== YOUR TASK ==
Begin at the first line and end at the line containing "import React from 'react';". Extract exactly those lines.

== GIVEN INFORMATION ==
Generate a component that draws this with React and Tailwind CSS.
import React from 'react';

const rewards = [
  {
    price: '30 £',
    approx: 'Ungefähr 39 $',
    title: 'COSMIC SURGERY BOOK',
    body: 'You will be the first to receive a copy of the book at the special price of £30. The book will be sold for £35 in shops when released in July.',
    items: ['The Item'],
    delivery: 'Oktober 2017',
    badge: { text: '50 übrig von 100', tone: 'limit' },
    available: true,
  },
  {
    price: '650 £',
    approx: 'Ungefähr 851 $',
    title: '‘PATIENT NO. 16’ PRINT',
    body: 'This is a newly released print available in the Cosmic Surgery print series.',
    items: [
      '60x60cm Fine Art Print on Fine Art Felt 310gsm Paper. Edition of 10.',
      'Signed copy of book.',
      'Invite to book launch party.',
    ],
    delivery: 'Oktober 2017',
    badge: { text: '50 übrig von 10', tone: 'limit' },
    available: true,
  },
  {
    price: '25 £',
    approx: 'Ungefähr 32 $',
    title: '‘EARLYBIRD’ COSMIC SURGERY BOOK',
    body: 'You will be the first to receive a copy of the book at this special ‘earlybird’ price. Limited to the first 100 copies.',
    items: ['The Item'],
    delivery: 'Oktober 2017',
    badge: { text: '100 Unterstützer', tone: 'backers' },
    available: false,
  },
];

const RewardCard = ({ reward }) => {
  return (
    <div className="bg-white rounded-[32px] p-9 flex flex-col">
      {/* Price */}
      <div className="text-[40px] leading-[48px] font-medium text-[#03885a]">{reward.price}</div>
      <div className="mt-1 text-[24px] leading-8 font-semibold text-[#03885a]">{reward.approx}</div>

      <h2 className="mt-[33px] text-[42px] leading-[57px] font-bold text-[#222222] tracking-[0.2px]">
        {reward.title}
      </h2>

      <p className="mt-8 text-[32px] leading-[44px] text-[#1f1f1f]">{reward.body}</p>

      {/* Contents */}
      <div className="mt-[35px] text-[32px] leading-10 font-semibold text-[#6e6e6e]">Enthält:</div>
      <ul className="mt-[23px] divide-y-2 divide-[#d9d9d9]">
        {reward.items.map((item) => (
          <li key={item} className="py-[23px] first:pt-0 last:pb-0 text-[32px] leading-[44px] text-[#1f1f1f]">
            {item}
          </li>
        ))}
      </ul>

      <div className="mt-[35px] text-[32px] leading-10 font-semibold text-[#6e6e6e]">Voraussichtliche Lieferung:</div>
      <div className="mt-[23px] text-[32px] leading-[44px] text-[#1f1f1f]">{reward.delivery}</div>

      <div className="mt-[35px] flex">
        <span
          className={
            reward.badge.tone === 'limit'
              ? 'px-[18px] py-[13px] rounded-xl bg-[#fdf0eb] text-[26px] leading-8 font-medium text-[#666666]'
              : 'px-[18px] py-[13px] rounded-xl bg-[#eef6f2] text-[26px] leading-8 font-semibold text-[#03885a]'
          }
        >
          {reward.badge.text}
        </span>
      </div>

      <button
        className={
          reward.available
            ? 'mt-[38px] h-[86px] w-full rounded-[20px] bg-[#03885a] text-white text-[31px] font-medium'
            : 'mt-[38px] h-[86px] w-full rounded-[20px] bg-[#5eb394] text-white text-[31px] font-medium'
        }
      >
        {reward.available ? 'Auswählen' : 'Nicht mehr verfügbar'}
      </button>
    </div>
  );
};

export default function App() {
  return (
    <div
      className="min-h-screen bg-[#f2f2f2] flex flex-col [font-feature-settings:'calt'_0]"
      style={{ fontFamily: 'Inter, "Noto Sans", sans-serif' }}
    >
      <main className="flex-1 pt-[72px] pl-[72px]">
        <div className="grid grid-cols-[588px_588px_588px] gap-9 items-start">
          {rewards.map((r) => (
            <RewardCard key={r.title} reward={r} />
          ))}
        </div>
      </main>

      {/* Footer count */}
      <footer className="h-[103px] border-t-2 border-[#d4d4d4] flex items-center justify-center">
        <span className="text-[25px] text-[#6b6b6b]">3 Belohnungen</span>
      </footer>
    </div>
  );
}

== RESULT OF THIS EXERCISE ==
Generate a component that draws this with React and Tailwind CSS.
import React from 'react';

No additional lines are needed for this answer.